If $p$ is congruent to $3 \pmod 4$, and $n$ is the number of quadratic residues less than $p/2$, how can I show that $2\cdot 4\cdot 6\cdots (p-1)$ is congruent to $(-1)^{n+k}$ modulo $p$?

So $p=4k+3$ and I know $(-1/p)$ is congruent to $(-1)^{(p-1)/2}$ etc but can't think of a way to show the product of the even numbers is congruent to $(-1)^{n+k}$.
Any hints/help would be much appreciated.
 A: You can write the product as $2^{(p-1)/2}$ times $(\frac{p-1}2)!$ and treat both factors separately:
Quadratic reciprocity for $q=2$ + Gauss' criterion gives $2^{(p-1)/2}\equiv(-1)^{k+1}$.
Because $p\equiv3\pmod4$, the product of quadratic residues is $1$ (each quadratic residue comes with its inverse, and $-1$ isn't one of them). There are $(p-1)/2$ nonzero QR in total (odd number).

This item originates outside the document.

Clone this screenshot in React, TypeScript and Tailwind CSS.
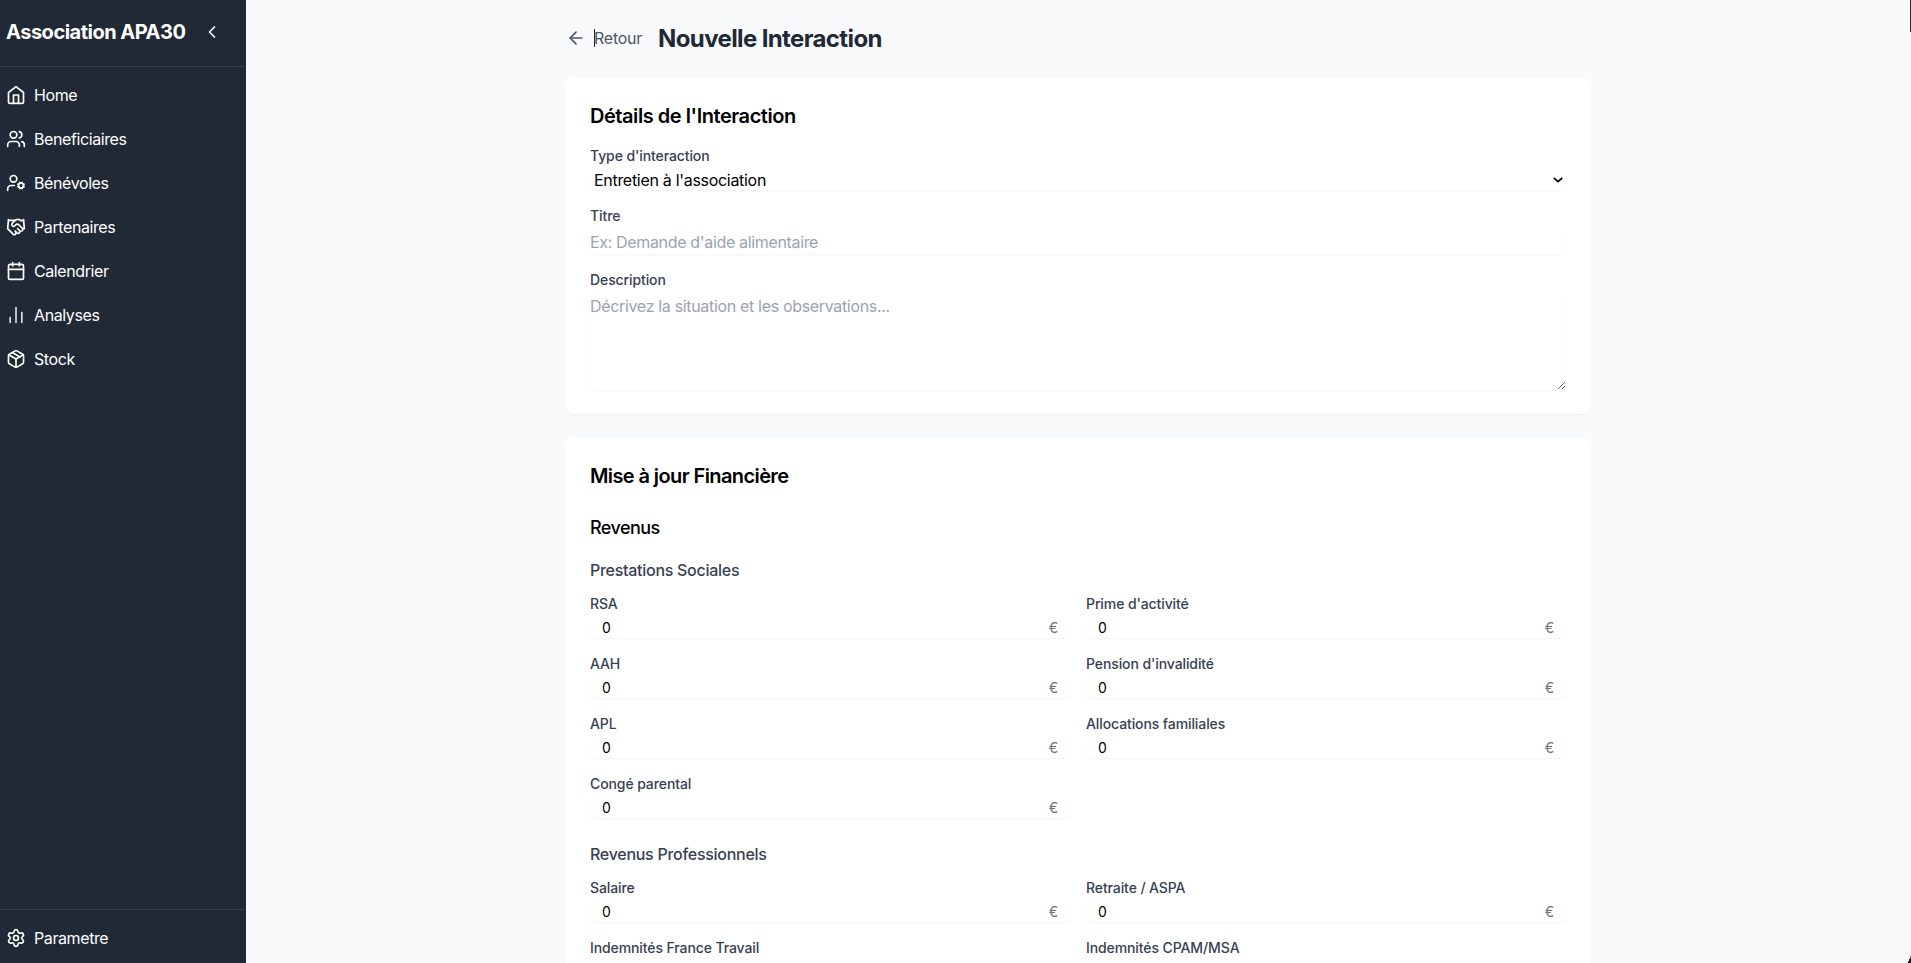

By sending a QR $a$ to $p-a$ if it's $>p/2$, their product gets multiplied by $(-1)^{(p-1)/2-n}=(-1)^{n+1}$. The result equals $(\frac{p-1}2)!$, because there are $(p-1)/2$ QR's and $a$ and $p-a$ cannot simultaneaously be one.
A: Since $p\equiv 3 \bmod 4$ (equivalently $p=4k+3$), we have $\phi(p)=p-1\equiv 2\bmod 4$ and $r:=\phi(p)/2$ is odd.
So for any primitive root $g$, we have $g^r\equiv -1$ which is thus not a quadratic residue since only even powers of $g$ are quadratic residues, meaning that exactly one of each pair $a = g^\ell$ and $-a = g^{\ell+r}$ is a quadratic residue.
Then within the desired product $e:=2\cdot 4\cdots (p-1)$, which has $r$ terms, there is exactly one of any given $a$ and $-a$. Multiplying by $(-1)^{(r+1)/2} = (-1)^{(p+1)/4}$ will give us the expression $e' = e\cdot(-1)^{(r+1)/2} \equiv 1\cdot2\cdots r$, and then multiplying again by $(-1)^{r-n}$ will give us the product of all quadratic residues (by changing the non-residues to their quadratic counterparts), $e''= e\cdot (-1)^{p+1)/4+r-n}$.
Then $e'' \equiv g^{\sum_1^r 2i} \equiv g^{r(r+1)} \equiv 1 \bmod p$ (since $r{+}1$ is even). Then since $(-1)^{-a} = (-1)^a$, $e \equiv (-1)^{(p+1)/4+r+n}$ and since only parity matters $e \equiv (-1)^{(p-3)/4+n} \equiv (-1)^{n+k}\bmod p$